O TJ-DF também já se debruçou sobre essa questão específica tanto no contexto do ensino público quanto do ensino privado tendo assegurado o direito do aluno com deficiência ao atendimento educacional especializado, inclusive com a disponibilização de monitor, nos casos em que isso se mostrou necessário[2].

No caso das pessoas com o Transtorno do Espectro Autista (TEA), a referida obrigação está expressa no artigo 3º, IV, "a", parágrafo único, da Lei nº 12.764/12:

Parágrafo único. Em casos de comprovada necessidade, a pessoa com transtorno do espectro autista incluída nas classes comuns de ensino regular, nos termos do inciso IV do art. 2º , terá direito a acompanhante especializado.
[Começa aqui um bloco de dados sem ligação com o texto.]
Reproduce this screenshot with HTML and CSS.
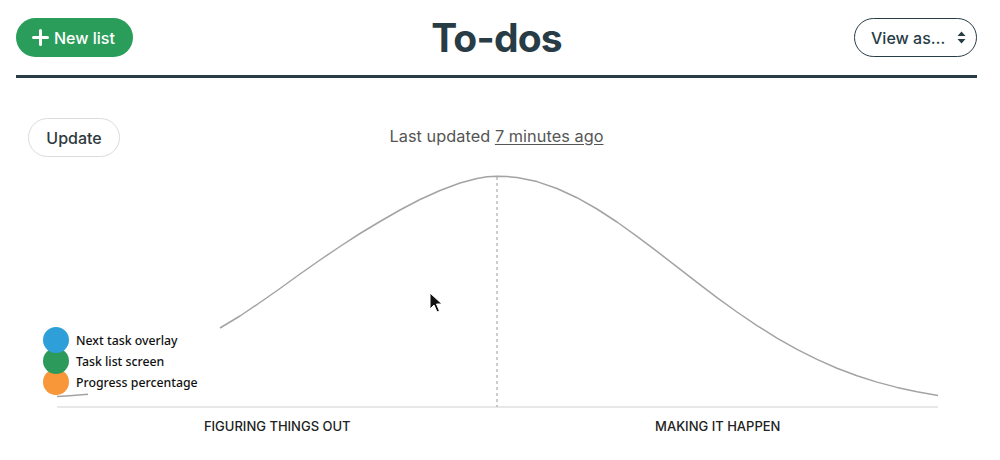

O julgamento realizado pelo TJ-MS em sede de Ação Civil Pública é ilustrativo por aplicar o referido artigo para garantir o referido direito para uma criança com TEA matriculada em uma instituição particular de ensino[3].

O descumprimento de quaisquer dos comandos legais acima abordados poderá gerar significativas consequências de natureza cível e, inclusive, penal, que podem atingir as instituições públicas e privadas de ensino e os seus gestores.

Na esfera cível, em dois dos casos julgados pelo TJ-DF e anteriormente citados, foram arbitradas indenizações a título de dano moral nos valores de oito e vinte mil reais. Também já arbitraram indenizações dessa ordem o TJ-SP e TJ-PR em casos julgados nos anos de 2017 e 2021[4].O tribunal paulista, aliás, chegou a reconhecer em 2020 o ilícito penal cometido por um diretor que recusou a matrícula de um aluno com deficiência e a condicionou a cobrança de valores adicionais, tendo aplicado penas restritivas de direito em seu desfavor[5].

Vê-se, assim, que os tribunais pátrios têm sido firmes em coibir o descumprimento da legislação subjacente ao direito à educação das pessoas com deficiência.

Por fim, além da legislação vigente em âmbito nacional, existem regras e diretrizes específicas vigente em cada unidade da federação aplicáveis às instituições públicas e às instituições privadas de ensino.

As instituições públicas e privadas de ensino, devem, portanto: i. estar atentas à legislação vigente e aos riscos cíveis e penais que eventuais descumprimentos representam; e ii. implementar todas as medidas necessárias à garantia de uma educação verdadeiramente inclusiva.

Os estudantes, pais e responsáveis devem se informar sobre os direitos garantidos à população com deficiência, de modo a não admitir qualquer tipo de descumprimento, acessando, caso necessário, o Poder Judiciário.

O Estado, a comunidade escolar e a sociedade civil como um todo devem, por sua vez, trabalhar em conjunto para tornar a educação inclusiva uma realidade.


[1] TJDFT, Acórdão n. 1.189.862, publicado em 6/8/2019; e TJPE, Remessa Necessária Cível 405294-00005225-84.2014.8.17.0220, publicado em 23/09/2019.

[2] TJDFT, Acórdão n. 1.111.057, publicado em 31/7/2018; Acórdão n. 1.325.286, publicado em 19/3/2021; e Acórdão n. 1.307.065, publicado em 21/1/2021.

[3] TJMS, Ação Civil Pública CNJ n. 0804565-86.2013.8.12.0008, publicado em 3/5/2017.

[4] TJPR, CNJ n. 0014843-77.2018.8.16.0014, julgado em 11/3/2021; e TJSP, CNJ n. 1016037-91.2014.8.26.0100. julgado em 08/11/2017.

[5]TJSP, Apelação Criminal n. 0005632-28.2016.8.26.0428, publicado em 9/10/2020.